D’emblée je dois admettre que l’exposition Sympathy for the Devil a été orchestrée de manière magistrale. Toutefois, il est assez ardu de l’apprécier à sa juste valeur lorsque des hordes de hiptsers (et wannabe hipsters) prennent d’assaut les salles, Iphone à la main, photographiant leurs semblables, affublés de gigantissimes lunettes (qu’ils auront préalablement chopé à leur grand-mères, bande de vilains garnements) de tricots d’une mocheté à effrayer un toupet de premier ministre conservateur, de jeans hors de prix, enserrant le peu de chair qu’ils nourrissent à coups de chai latté et de cigarettes importées. Le MACM serait-il devenu le repère cool des hippies bourgeois nouveau genre? Meh. Ça leur passera sûrement. (Bitchage pré-menstruel? À peine!)

Trève de médisance.

Organisée par le Museum of Contemporary Art of Chicago, cette exposition est présentée en primeur au Canada. Ici même à Montréal, mesdames et messieurs! Et vous l’aurez sans doute deviné, elle traite notamment de l’analogie et des couplages entre l’art et la musique rock and roll, en présentant un parcours éclaté et les oeuvres les plus diverses. Intéressant, coloré, saturant les sens de stimuli en tous genres.
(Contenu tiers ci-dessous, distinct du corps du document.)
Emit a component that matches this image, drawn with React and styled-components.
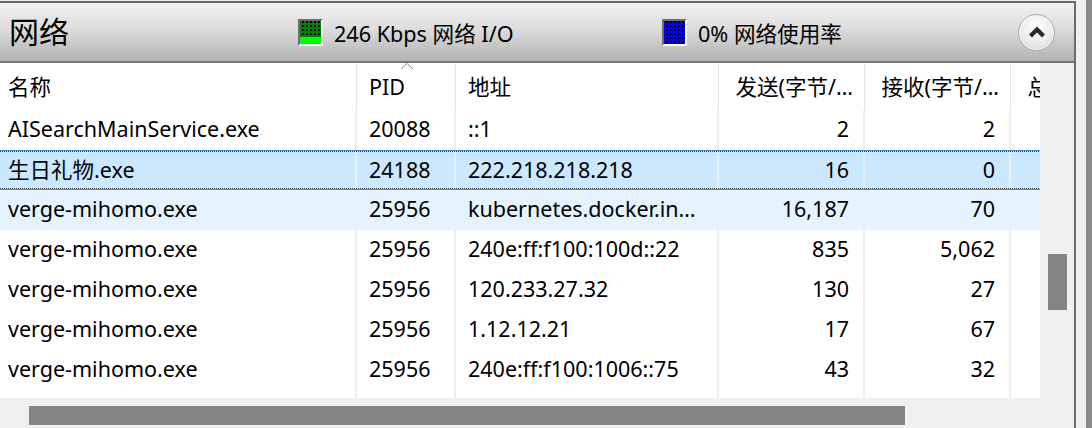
import React from 'react';
import styled, { createGlobalStyle } from 'styled-components';

const GlobalStyle = createGlobalStyle`
  html, body {
    margin: 0;
    padding: 0;
    background: #f0f0f0;
  }
  body {
    font-family: "Noto Sans", "Noto Sans CJK SC", sans-serif;
    color: #000;
    overflow: hidden;
  }
`;

const columns = [
  { key: 'name', label: '名称', width: 357, align: 'left', pad: 8 },
  { key: 'pid', label: 'PID', width: 99, align: 'left', pad: 12 },
  { key: 'addr', label: '地址', width: 263, align: 'left', pad: 12 },
  { key: 'sent', label: '发送(字节/…', width: 146, align: 'right', pad: 14 },
  { key: 'recv', label: '接收(字节/…', width: 146, align: 'right', pad: 14 },
  { key: 'total', label: '总计(字节/…', width: 146, align: 'right', pad: 14 },
];

const rows = [
  { name: 'AISearchMainService.exe', pid: '20088', addr: '::1', sent: '2', recv: '2' },
  { name: '生日礼物.exe', pid: '24188', addr: '222.218.218.218', sent: '16', recv: '0', state: 'selected' },
  { name: 'verge-mihomo.exe', pid: '25956', addr: 'kubernetes.docker.in…', sent: '16,187', recv: '70', state: 'hover' },
  { name: 'verge-mihomo.exe', pid: '25956', addr: '240e:ff:f100:100d::22', sent: '835', recv: '5,062' },
  { name: 'verge-mihomo.exe', pid: '25956', addr: '120.233.27.32', sent: '130', recv: '27' },
  { name: 'verge-mihomo.exe', pid: '25956', addr: '1.12.12.21', sent: '17', recv: '67' },
  { name: 'verge-mihomo.exe', pid: '25956', addr: '240e:ff:f100:1006::75', sent: '43', recv: '32' },
];

const Screen = styled.div`
  display: flex;
  width: 1092px;
  height: 428px;
  overflow: hidden;
`;

const Panel = styled.div`
  width: 1074px;
  margin-top: 1px;
  border-top: 2px solid #6b6b6b;
  border-right: 2px solid #6b6b6b;
  display: flex;
  flex-direction: column;
`;

const Spacer = styled.div`
  width: 10px;
`;

const NeighbourEdge = styled.div`
  width: 6px;
  background: #8a8a8a;
`;

const HeaderBar = styled.div`
  height: 58px;
  border-bottom: 2px solid #777;
  display: flex;
  align-items: center;
  background: linear-gradient(#f3f3f3, #dcdcdc 45%, #b3b3b3);
`;

const Title = styled.div`
  width: 298px;
  box-sizing: border-box;
  padding-left: 9px;
  font-size: 30px;
  line-height: 1;
`;

const Legend = styled.div`
  display: flex;
  align-items: center;
  width: ${p => (p.$width ? `${p.$width}px` : 'auto')};
  flex: ${p => (p.$width ? 'none' : '1')};
  font-size: 21.6px;
`;

const Swatch = styled.div`
  width: 21px;
  height: 23px;
  margin-right: 11px;
  border-style: solid;
  border-width: 2px;
  border-color: #6e6e6e #fff #fff #6e6e6e;
  background:
    ${p => (p.$fill ? `linear-gradient(transparent ${100 - p.$fill}%, ${p.$bright} ${100 - p.$fill}%),` : '')}
    conic-gradient(#000 0 25%, transparent 0 100%) 0 0 / 4px 4px,
    ${p => p.$color};
`;

const CollapseButton = styled.button`
  width: 37px;
  height: 37px;
  margin-right: 19px;
  padding: 0;
  border-radius: 50%;
  border: 1px solid #a9a9a9;
  background: radial-gradient(circle at 50% 35%, #ffffff, #ececec 55%, #d2d2d2);
  box-shadow: inset 0 0 0 1px #f8f8f8;
  display: flex;
  align-items: center;
  justify-content: center;
`;

const Body = styled.div`
  display: grid;
  grid-template-columns: 1040px 34px;
  grid-template-rows: 335px 30px;
`;

const Viewport = styled.div`
  background: #fff;
  overflow: hidden;
  display: flex;
  flex-direction: column;
`;

const HeaderRow = styled.div`
  display: flex;
  height: 47px;
  flex: none;
  width: 1157px;
`;

const HeaderCell = styled.div`
  position: relative;
  flex: none;
  box-sizing: border-box;
  width: ${p => p.$width}px;
  padding: ${p => (p.$align === 'right' ? `0 11px 0 0` : `0 0 0 ${p.$pad}px`)};
  text-align: ${p => p.$align};
  border-right: 1px solid #e5e5e5;
  font-size: 21.5px;
  line-height: 47px;
  white-space: nowrap;
  overflow: hidden;
`;

const SortArrow = styled.svg`
  position: absolute;
  left: 43px;
  top: -1px;
`;

const Row = styled.div`
  position: relative;
  display: flex;
  flex: ${p => (p.$filler ? '1' : 'none')};
  height: ${p => (p.$filler ? 'auto' : '40px')};
  width: 1157px;
  box-sizing: border-box;
  background: ${p =>
    p.$state === 'selected' ? '#cce8ff' : p.$state === 'hover' ? '#e5f3ff' : '#fff'};
  ${p => p.$state === 'selected' && `
    border-top: 1px solid #3b8ad6;
    border-bottom: 1px solid #3b8ad6;
    &::after {
      content: '';
      position: absolute;
      left: 0;
      right: 0;
      top: 0;
      bottom: 0;
      border-top: 1px dotted #3a3a3a;
      border-bottom: 1px dotted #3a3a3a;
      pointer-events: none;
    }
  `}
`;

const Cell = styled.div`
  flex: none;
  box-sizing: border-box;
  width: ${p => p.$width}px;
  padding: ${p => (p.$align === 'right' ? `0 ${p.$pad}px 0 0` : `0 0 0 ${p.$pad}px`)};
  text-align: ${p => p.$align};
  border-right: 2px solid #e6f0fb;
  font-size: 21.5px;
  line-height: 38px;
  white-space: nowrap;
  overflow: hidden;
`;

const VTrack = styled.div`
  background: #f0f0f0;
`;

const VThumb = styled.div`
  width: 19px;
  height: 56px;
  margin: 191px 0 0 8px;
  background: #858585;
`;

const HTrack = styled.div`
  background: #f0f0f0;
  padding: 8px 0 0 29px;
  box-sizing: border-box;
`;

const HThumb = styled.div`
  width: 876px;
  height: 19px;
  background: #858585;
`;

const Corner = styled.div`
  background: #f0f0f0;
`;

export default function App() {
  return (
    <>
      <GlobalStyle />
      <Screen>
        <Panel>
          <HeaderBar>
            <Title>网络</Title>
            <Legend $width={364}>
              <Swatch $color="#008000" $bright="#00ff00" $fill={30} />
              246 Kbps 网络 I/O
            </Legend>
            <Legend>
              <Swatch $color="#0000ff" />
              0% 网络使用率
            </Legend>
            <CollapseButton aria-label="折叠">
              <svg width="18" height="12" viewBox="0 0 18 12">
                <path d="M2.5 10 L9 3.5 L15.5 10" fill="none" stroke="#2a2a2a" strokeWidth="4.2" />
              </svg>
            </CollapseButton>
          </HeaderBar>
          <Body>
            <Viewport>
              <HeaderRow>
                {columns.map(c => (
                  <HeaderCell key={c.key} $width={c.width} $align={c.align} $pad={c.pad}>
                    {c.key === 'pid' && (
                      <SortArrow width="14" height="8" viewBox="0 0 14 8">
                        <path d="M1 7 L7 1.5 L13 7" fill="none" stroke="#8a8a8a" strokeWidth="1" />
                      </SortArrow>
                    )}
                    {c.label}
                  </HeaderCell>
                ))}
              </HeaderRow>
              {rows.map((r, i) => (
                <Row key={i} $state={r.state}>
                  {columns.map(c => (
                    <Cell key={c.key} $width={c.width} $align={c.align} $pad={c.pad}>
                      {r[c.key] || ''}
                    </Cell>
                  ))}
                </Row>
              ))}
              <Row $filler>
                {columns.map(c => (
                  <Cell key={c.key} $width={c.width} $align={c.align} $pad={c.pad} />
                ))}
              </Row>
            </Viewport>
            <VTrack>
              <VThumb />
            </VTrack>
            <HTrack>
              <HThumb />
            </HTrack>
            <Corner />
          </Body>
        </Panel>
        <Spacer />
        <NeighbourEdge />
      </Screen>
    </>
  );
}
Si vous voulez en avoir le coeur net, accourez vers le MACM à toute vitesse (en faisant tout de même attention de ne pas déraper sur les trottoirs glacés, hein, je ne voudrais pas être la cause de vos blessures), car l’exposition prendra fin le 11 janvier.

Finalement, ma soirée s’est terminée de manière plutôt insolite. En rentrant chez moi, fourbue mais charmée, j’ai recouvert ma tignasse d’une tuque rouge aux cornes de diablotin en sortant du métro.  Un type à la démarche claudicante s’est faufilé devant moi, puis, après un moment, a stoppé net et s’est retourné. Il m’attendait, vraisemblablement. Lorsque je suis arrivée à proximité de l’homme, il m’a lancé un regard énigmatique en me demandant sur un ton ésotérico-intoxiqué:

- Eille, es-tu médium?

O_o

Dans la série ça n’arrive qu’à moi, avouez que j’ai le don de me faire aborder par de fameux spécimens issus d’une populace aussi bizarre.